**WHAT IS ASKED:** Print the whole listing exactly.

**RECORDED INFORMATION:**
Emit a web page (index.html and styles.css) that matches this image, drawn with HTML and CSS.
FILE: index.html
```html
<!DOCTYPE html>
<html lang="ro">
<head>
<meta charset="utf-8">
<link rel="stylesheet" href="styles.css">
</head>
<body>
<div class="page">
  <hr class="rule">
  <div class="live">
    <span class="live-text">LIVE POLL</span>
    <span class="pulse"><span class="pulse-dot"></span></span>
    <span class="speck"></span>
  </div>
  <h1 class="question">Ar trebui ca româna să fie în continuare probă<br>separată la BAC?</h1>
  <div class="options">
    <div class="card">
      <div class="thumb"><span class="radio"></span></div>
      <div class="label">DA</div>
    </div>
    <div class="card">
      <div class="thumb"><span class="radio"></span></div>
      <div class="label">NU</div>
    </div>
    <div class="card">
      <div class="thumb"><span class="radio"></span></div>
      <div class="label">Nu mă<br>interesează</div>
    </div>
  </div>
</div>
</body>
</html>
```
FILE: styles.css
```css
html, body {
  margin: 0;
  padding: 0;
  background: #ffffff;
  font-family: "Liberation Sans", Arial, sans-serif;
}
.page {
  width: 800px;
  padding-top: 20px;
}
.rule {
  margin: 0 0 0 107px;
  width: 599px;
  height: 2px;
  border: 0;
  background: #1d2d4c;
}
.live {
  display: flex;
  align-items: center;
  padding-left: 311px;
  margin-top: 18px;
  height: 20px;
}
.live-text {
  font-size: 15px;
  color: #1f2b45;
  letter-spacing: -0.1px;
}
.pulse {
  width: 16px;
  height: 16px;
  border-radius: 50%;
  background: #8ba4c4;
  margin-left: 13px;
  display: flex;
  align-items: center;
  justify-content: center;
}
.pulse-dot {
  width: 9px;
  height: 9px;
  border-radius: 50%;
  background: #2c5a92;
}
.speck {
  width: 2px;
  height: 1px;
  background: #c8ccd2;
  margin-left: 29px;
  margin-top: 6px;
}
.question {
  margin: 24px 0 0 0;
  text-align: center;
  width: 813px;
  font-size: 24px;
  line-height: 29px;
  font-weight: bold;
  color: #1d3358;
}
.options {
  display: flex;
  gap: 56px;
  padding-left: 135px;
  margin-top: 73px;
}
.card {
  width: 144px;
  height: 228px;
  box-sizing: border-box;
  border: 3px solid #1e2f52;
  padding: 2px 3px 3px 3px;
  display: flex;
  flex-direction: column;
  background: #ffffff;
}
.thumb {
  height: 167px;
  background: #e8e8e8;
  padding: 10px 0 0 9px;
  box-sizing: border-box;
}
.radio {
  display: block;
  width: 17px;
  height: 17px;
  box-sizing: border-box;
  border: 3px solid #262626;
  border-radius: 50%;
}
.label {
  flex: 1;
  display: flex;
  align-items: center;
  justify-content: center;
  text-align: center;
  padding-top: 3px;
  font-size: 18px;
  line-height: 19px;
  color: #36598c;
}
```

**FULL OUTPUT:**
Emit a web page (index.html and styles.css) that matches this image, drawn with HTML and CSS.
FILE: index.html
```html
<!DOCTYPE html>
<html lang="ro">
<head>
<meta charset="utf-8">
<link rel="stylesheet" href="styles.css">
</head>
<body>
<div class="page">
  <hr class="rule">
  <div class="live">
    <span class="live-text">LIVE POLL</span>
    <span class="pulse"><span class="pulse-dot"></span></span>
    <span class="speck"></span>
  </div>
  <h1 class="question">Ar trebui ca româna să fie în continuare probă<br>separată la BAC?</h1>
  <div class="options">
    <div class="card">
      <div class="thumb"><span class="radio"></span></div>
      <div class="label">DA</div>
    </div>
    <div class="card">
      <div class="thumb"><span class="radio"></span></div>
      <div class="label">NU</div>
    </div>
    <div class="card">
      <div class="thumb"><span class="radio"></span></div>
      <div class="label">Nu mă<br>interesează</div>
    </div>
  </div>
</div>
</body>
</html>
```
FILE: styles.css
```css
html, body {
  margin: 0;
  padding: 0;
  background: #ffffff;
  font-family: "Liberation Sans", Arial, sans-serif;
}
.page {
  width: 800px;
  padding-top: 20px;
}
.rule {
  margin: 0 0 0 107px;
  width: 599px;
  height: 2px;
  border: 0;
  background: #1d2d4c;
}
.live {
  display: flex;
  align-items: center;
  padding-left: 311px;
  margin-top: 18px;
  height: 20px;
}
.live-text {
  font-size: 15px;
  color: #1f2b45;
  letter-spacing: -0.1px;
}
.pulse {
  width: 16px;
  height: 16px;
  border-radius: 50%;
  background: #8ba4c4;
  margin-left: 13px;
  display: flex;
  align-items: center;
  justify-content: center;
}
.pulse-dot {
  width: 9px;
  height: 9px;
  border-radius: 50%;
  background: #2c5a92;
}
.speck {
  width: 2px;
  height: 1px;
  background: #c8ccd2;
  margin-left: 29px;
  margin-top: 6px;
}
.question {
  margin: 24px 0 0 0;
  text-align: center;
  width: 813px;
  font-size: 24px;
  line-height: 29px;
  font-weight: bold;
  color: #1d3358;
}
.options {
  display: flex;
  gap: 56px;
  padding-left: 135px;
  margin-top: 73px;
}
.card {
  width: 144px;
  height: 228px;
  box-sizing: border-box;
  border: 3px solid #1e2f52;
  padding: 2px 3px 3px 3px;
  display: flex;
  flex-direction: column;
  background: #ffffff;
}
.thumb {
  height: 167px;
  background: #e8e8e8;
  padding: 10px 0 0 9px;
  box-sizing: border-box;
}
.radio {
  display: block;
  width: 17px;
  height: 17px;
  box-sizing: border-box;
  border: 3px solid #262626;
  border-radius: 50%;
}
.label {
  flex: 1;
  display: flex;
  align-items: center;
  justify-content: center;
  text-align: center;
  padding-top: 3px;
  font-size: 18px;
  line-height: 19px;
  color: #36598c;
}
```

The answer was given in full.